The idea is to create a metrics (final fact) table with a id columns and one metrics column(map datatype) which bags all the metrics. Since Metrics column is a Map datatype, it can hold column names and corresponding metrics values. In this way, we are not constrained to defined columns, we can add as many metrics as we go.

CREATE EXTERNAL TABLE `customer_metrics`(
  `customer_id` int,
  `metrics` map<string,string>)

Data Model

1.       Determine the granularity of the metrics table - In our case its customerId. (can be multiple columns too)
2.       Write hive queries to get metrics on the specified granularity. Just create separate hive queries - a query for one or more metrics. All these queries should have same granularity. (Login_attempts,Last_login_date,Transaction_count)
3.       Create a staging table with 3 columns( id,key and value)
CREATE EXTERNAL TABLE `stg_customer_metrics`(
  `customerId` int,
  `key` string,
  `value` string)
4.       Create the target metrics table 
CREATE EXTERNAL TABLE `customer_metrics`(
  `customer_id` int,
  `metrics` map<string,string>)

ETL framework:

Now, to create a scalable ETL framework in order to add metrics on the fly. The Metrics query is going to be a union of any number of subqueries. Each subquery should follow the standards
1.       Should include columns of granularity and an array of key value pairs.
2.       Each key value pair should be defined in the format ‘metric_name’=metric_value
3.       This can be achieved by concatenating a static string to the aggregated value field.
4.       The result will be a union of all multiple subqueries with grain columns and array of key value pairs.
5.       Convert array column into multiple rows using hive explode function
6.       Split the key value pairs into two columns key and value.
7.       This entire query should be loaded in to the staging table created earlier.

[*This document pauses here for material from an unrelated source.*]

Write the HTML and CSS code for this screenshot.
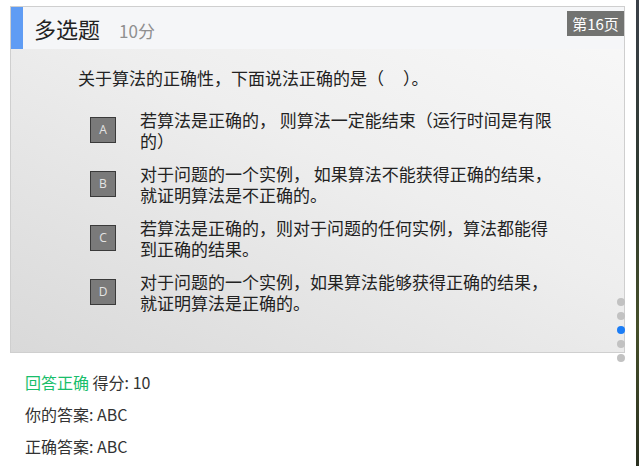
FILE: index.html
```html
<!DOCTYPE html>
<html lang="zh">
<head>
<meta charset="utf-8">
<title>多选题</title>
<link rel="stylesheet" href="styles.css">
</head>
<body>
<div class="page">
  <div class="slide">
    <div class="slide-header">
      <span class="title">多选题</span>
      <span class="score">10分</span>
    </div>
    <div class="badge">第16页</div>
    <p class="question">关于算法的正确性，下面说法正确的是（&nbsp;&nbsp;&nbsp;&nbsp;&nbsp;）。</p>
    <ul class="options">
      <li class="option"><span class="key">A</span><span class="text"><span class="line">若算法是正确的， 则算法一定能结束（运行时间是有限</span><span class="line">的）</span></span></li>
      <li class="option"><span class="key">B</span><span class="text"><span class="line">对于问题的一个实例， 如果算法不能获得正确的结果，</span><span class="line">就证明算法是不正确的。</span></span></li>
      <li class="option"><span class="key">C</span><span class="text"><span class="line">若算法是正确的，则对于问题的任何实例，算法都能得</span><span class="line">到正确的结果。</span></span></li>
      <li class="option"><span class="key">D</span><span class="text"><span class="line">对于问题的一个实例，如果算法能够获得正确的结果，</span><span class="line">就证明算法是正确的。</span></span></li>
    </ul>
    <div class="dots">
      <span class="dot"></span>
      <span class="dot"></span>
      <span class="dot active"></span>
      <span class="dot"></span>
      <span class="dot"></span>
    </div>
  </div>
  <div class="result">
    <p><span class="ok">回答正确</span> 得分: 10</p>
    <p>你的答案: ABC</p>
    <p>正确答案: ABC</p>
  </div>
</div>
<div class="next-slide"></div>
</body>
</html>
```
FILE: styles.css
```css
html, body {
  margin: 0;
  padding: 0;
  background: #fff;
}
body {
  font-family: "Microsoft YaHei", "Noto Sans CJK SC", "Noto Sans", sans-serif;
  color: #333;
}
.page {
  padding: 6px 0 0 10px;
}
.slide {
  position: relative;
  width: 613px;
  height: 345px;
  border: 1px solid #cfcfcf;
  background: linear-gradient(205deg, #f9f9f9 0%, #eeeeee 45%, #d9d9d9 100%);
}
.slide-header {
  display: flex;
  align-items: center;
  height: 42px;
  background: #f5f6f8;
  border-left: 12px solid #5f9cf4;
  padding-left: 11px;
}
.title {
  font-size: 22px;
  color: #222;
  line-height: 1;
}
.score {
  margin-left: 19px;
  font-size: 17px;
  color: #8f8f8f;
  margin-top: 4px;
}
.badge {
  position: absolute;
  top: 4px;
  right: 0;
  width: 57px;
  height: 25px;
  line-height: 25px;
  text-align: center;
  background: #727371;
  color: #fff;
  font-size: 15px;
}
.question {
  margin: 18px 0 0 67px;
  font-size: 17px;
  line-height: 21px;
  color: #222;
}
.options {
  list-style: none;
  margin: 21px 0 0 79px;
  padding: 0;
  display: flex;
  flex-direction: column;
  gap: 12px;
}
.option {
  display: flex;
  align-items: center;
  gap: 24px;
}
.key {
  flex: none;
  width: 24px;
  height: 24px;
  border: 1px solid #3a3a3a;
  background: #7a7a7a;
  color: #e4e4e4;
  font-family: "Open Sans", "Noto Sans", sans-serif;
  font-size: 12px;
  line-height: 24px;
  text-align: center;
}
.text {
  display: flex;
  flex-direction: column;
  font-size: 17px;
  line-height: 21px;
  color: #222;
}
.line {
  display: block;
  height: 21px;
  white-space: nowrap;
}
.dots {
  position: absolute;
  right: -1px;
  top: 291px;
  display: flex;
  flex-direction: column;
  gap: 6px;
}
.dot {
  width: 8px;
  height: 8px;
  border-radius: 50%;
  background: #c2c2c2;
}
.dot.active {
  background: #1b7df6;
}
.result {
  padding: 13px 0 0 15px;
}
.result p {
  margin: 0;
  font-size: 16px;
  line-height: 32px;
  color: #333;
}
.ok {
  color: #19be6b;
}
.next-slide {
  position: fixed;
  top: 0;
  right: 0;
  width: 3px;
  height: 100%;
  background: linear-gradient(180deg, #3a4048 0%, #2f3a30 40%, #46502a 70%, #2a3020 100%);
}
```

INSERT OVERWRITE TABLE stg_customer_metrics
Select
 customer_id as customer_id,
 split(keyvalue,'=')[0] as key,
 split(keyvalue,'=')[1] as value
    from (

 select u.customer_id, /* METRICS 1&2 - LOGIN ATTEMPTS AND LAST LOGIN DATE*/
             array(   
             concat_ws('=','Login_attempts',cast(count (DISTINCT(case when i.CSTMR_STA_NM = 'LOGIN'
             then i.CSTMR_ID End)) as STRING)),
             concat_ws('=','Last_login_date',cast(Max(i.chg_dt) as STRING))) as mp
                    from customer_login
            group by u.customer_id

UNION ALL

select u.customer_id,  /* METRIC 3: TO GET TRANSACTION COUNT */
array(
concat_ws('=','Transaction_count',cast(count(distinct p.PYMT_ID) as STRING))
) as mp
from user_transaction
group by u.customer_id  /* GRANULARITY: CUSTOMER_ID */

) b
LATERAL VIEW explode(mp) mptable as keyvalue
where 1=1
;
The stage table may look like..
Customer_id
Key
Value
1123
Login_attempts
10
1123
Last_login_date
2015-07-07
1123
Transaction_count
2
9989
Login_attempts
20
9989
Last_login_date
2015-06-01
9989
Transaction_count
5
To add new metrics, create a select query and append to the union at staging table load. 

Load to final metrics table


ADD JAR udf-0.0.1-SNAPSHOT.jar;
INSERT OVERWRITE TABLE customer_metrics
select customer_id,UNION_MAP(MAP(key,value)) from stg_customer_metrics
group by customer_id;
Customer_id
Metrics
1123
{" Login_attempts":”10”," Last_login_date ":"2015-07-07"," Transaction_count ":"2"}
9989
{" Login_attempts":”20”," Last_login_date ":"2015-06-01"," Transaction_count ":"5"}

View:

Create a view on top of this final table. It helps in
1.     Creating a reference metadata
2.     Abstracts the complexity of selecting map data-type and changes happening to metrics table (you are free to add new metrics without impacting reporting layer)
3.     Easy drag and drop in Tableau reporting layer
4.     Different views for different user-groups

CREATE VIEW `vw_customer_metrics` AS
select `customer_id`
,`metrics`[" Login_attempts"] as ` Login_attempts`
,`metrics`[" Last_login_date"] as ` Last_login_date`
,`metrics`[" Transaction_count"] as ` Transaction_count`
From customer_metrics;

Reporting layer (tableau):

Pull this view into Tableau layer as an extract, so that the report will be faster and interactive. You can add new calculations on tableau layer especially for non-additive facts.
(If you are new to tableau, I strongly suggest to download Tableau public at : https://public.tableau.com/s/  and checkout the free learning videos on: http://www.tableau.com/learn/training  for anyone who works on data)
Bringing this metrics to tableau layer provides the following advantages which Hadoop layer cannot provide
1.    Interactive (faster response)
2.    Slicing and dicing ( by not invoking MapReduce every time)
3.    Blending with other data sets (quickly! Without IT J)
4.    Create calculated columns
5.    Visualization (Ofcourse!)

Conclusion:


We designed this idea with the mindset “Business logic at the cost of resources” – implementing the business logic is more important. We need to also think about file-formats, compression and incremental logic depending on specific use-case. Tableau layer is not effective on huge detailed data, aggregating dataset and reducing the rows (and size) matters a lot during data-analysis. Pushing down the business logic to Hadoop layer abstracts the complexity and reduce clutter at Tableau layer.